EXERCISE GOAL: Print exactly the lines running from the one that holds "Reproduce this screenshot" through the one that holds "import React from 'react';", please, and leave the pictures out.

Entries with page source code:
━━━━━━━━━━

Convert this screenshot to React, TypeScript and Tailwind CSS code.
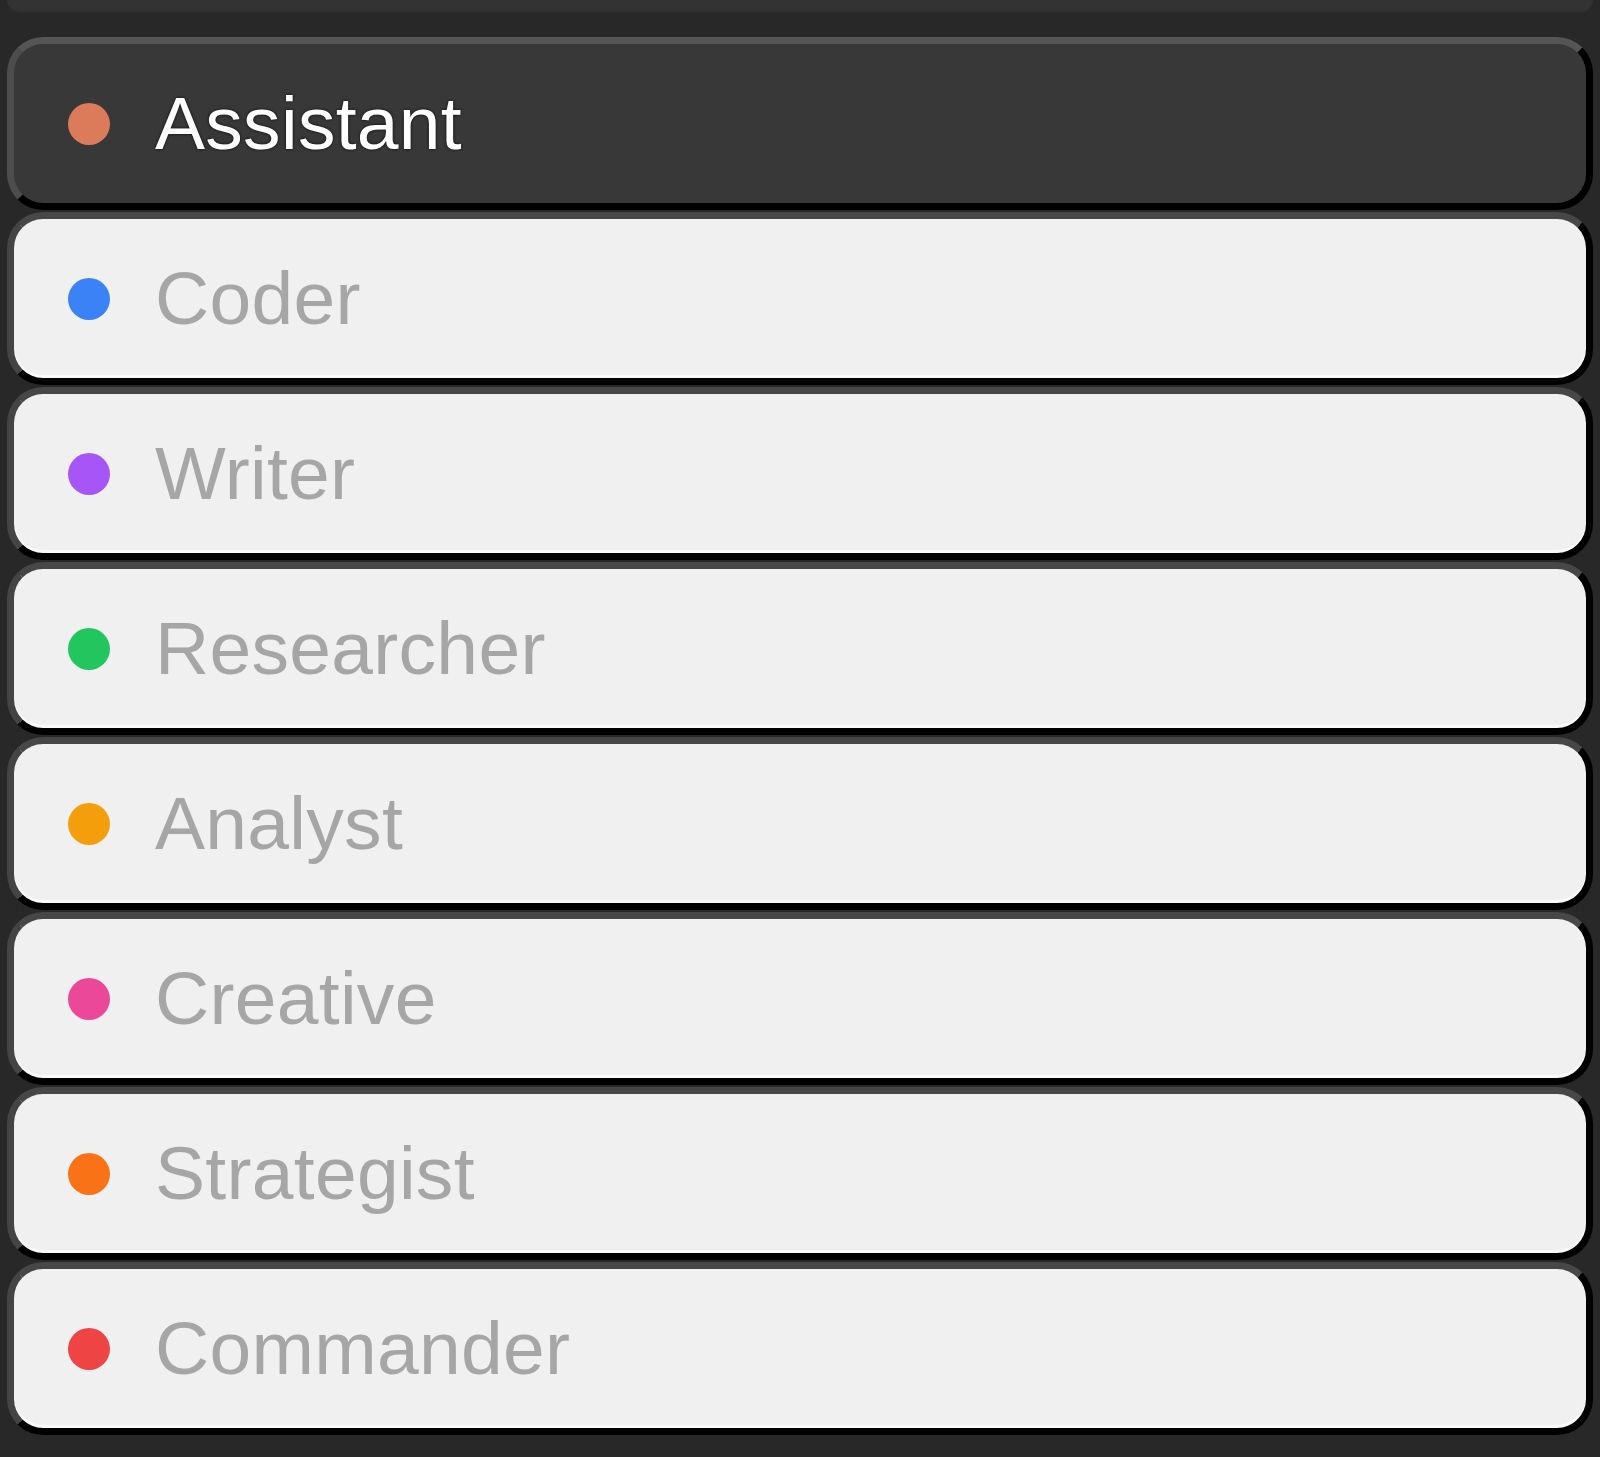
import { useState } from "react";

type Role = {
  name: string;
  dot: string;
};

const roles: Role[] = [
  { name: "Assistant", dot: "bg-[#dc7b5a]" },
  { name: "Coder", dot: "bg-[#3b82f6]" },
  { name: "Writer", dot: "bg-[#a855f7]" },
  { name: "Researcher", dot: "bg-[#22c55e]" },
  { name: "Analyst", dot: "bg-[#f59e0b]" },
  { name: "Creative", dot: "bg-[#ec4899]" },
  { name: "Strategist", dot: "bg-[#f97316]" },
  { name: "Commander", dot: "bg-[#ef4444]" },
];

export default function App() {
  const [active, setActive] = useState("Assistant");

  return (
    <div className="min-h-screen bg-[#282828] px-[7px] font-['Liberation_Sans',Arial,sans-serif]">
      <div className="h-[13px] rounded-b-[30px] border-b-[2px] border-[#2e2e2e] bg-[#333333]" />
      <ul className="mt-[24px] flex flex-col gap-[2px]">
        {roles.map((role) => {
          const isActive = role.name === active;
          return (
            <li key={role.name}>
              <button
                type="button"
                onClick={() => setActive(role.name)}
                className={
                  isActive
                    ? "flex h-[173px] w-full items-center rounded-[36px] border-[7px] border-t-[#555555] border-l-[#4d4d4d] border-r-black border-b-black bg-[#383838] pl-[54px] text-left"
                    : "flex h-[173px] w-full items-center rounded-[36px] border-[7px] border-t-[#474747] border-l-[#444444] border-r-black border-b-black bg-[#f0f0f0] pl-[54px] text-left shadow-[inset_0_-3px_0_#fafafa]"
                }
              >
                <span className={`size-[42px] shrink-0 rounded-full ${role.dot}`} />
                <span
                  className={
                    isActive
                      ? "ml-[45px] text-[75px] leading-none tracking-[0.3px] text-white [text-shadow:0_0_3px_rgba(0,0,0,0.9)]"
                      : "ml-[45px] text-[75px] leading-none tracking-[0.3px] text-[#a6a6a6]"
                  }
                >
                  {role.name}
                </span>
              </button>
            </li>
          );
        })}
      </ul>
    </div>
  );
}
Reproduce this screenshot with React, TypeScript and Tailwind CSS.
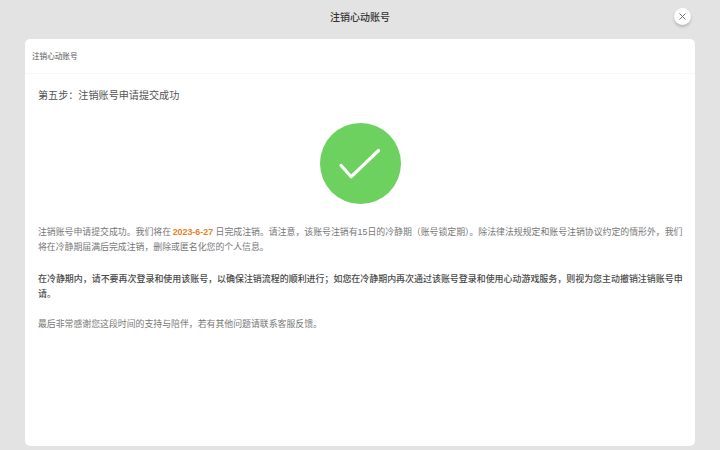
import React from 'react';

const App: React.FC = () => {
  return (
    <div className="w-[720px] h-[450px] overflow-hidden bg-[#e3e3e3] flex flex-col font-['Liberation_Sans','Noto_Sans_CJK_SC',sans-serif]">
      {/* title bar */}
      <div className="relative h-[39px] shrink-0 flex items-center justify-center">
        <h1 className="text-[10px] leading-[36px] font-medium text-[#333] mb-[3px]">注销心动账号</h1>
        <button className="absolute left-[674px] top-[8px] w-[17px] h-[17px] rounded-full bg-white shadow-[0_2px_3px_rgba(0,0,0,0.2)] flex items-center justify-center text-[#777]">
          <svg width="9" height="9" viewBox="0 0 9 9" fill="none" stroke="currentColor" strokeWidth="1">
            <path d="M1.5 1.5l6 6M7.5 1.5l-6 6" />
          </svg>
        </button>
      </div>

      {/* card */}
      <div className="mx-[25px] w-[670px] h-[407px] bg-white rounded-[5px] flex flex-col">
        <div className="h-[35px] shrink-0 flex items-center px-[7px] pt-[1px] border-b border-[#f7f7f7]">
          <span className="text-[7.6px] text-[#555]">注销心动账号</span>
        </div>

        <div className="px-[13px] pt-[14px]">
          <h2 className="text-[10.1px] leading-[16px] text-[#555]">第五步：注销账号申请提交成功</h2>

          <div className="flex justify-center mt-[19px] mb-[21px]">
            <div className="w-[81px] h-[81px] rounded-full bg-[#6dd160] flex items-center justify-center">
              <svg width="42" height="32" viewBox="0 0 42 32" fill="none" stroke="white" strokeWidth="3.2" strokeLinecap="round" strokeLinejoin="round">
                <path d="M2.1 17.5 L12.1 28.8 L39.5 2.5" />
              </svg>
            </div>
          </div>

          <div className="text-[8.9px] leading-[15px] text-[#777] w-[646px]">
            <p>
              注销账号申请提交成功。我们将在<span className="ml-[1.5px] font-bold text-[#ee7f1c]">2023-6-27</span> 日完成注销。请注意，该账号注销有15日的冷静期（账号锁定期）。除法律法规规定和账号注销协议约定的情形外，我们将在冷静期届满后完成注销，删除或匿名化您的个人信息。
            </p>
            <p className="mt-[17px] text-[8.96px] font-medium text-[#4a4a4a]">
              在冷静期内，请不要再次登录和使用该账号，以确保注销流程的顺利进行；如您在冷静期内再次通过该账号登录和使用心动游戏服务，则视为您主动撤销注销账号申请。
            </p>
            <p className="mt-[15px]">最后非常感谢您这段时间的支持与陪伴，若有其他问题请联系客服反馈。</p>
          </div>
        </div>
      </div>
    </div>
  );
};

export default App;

━━━━━━━━━━

SOLUTION FOR THIS EXERCISE:
Reproduce this screenshot with React, TypeScript and Tailwind CSS.
import React from 'react';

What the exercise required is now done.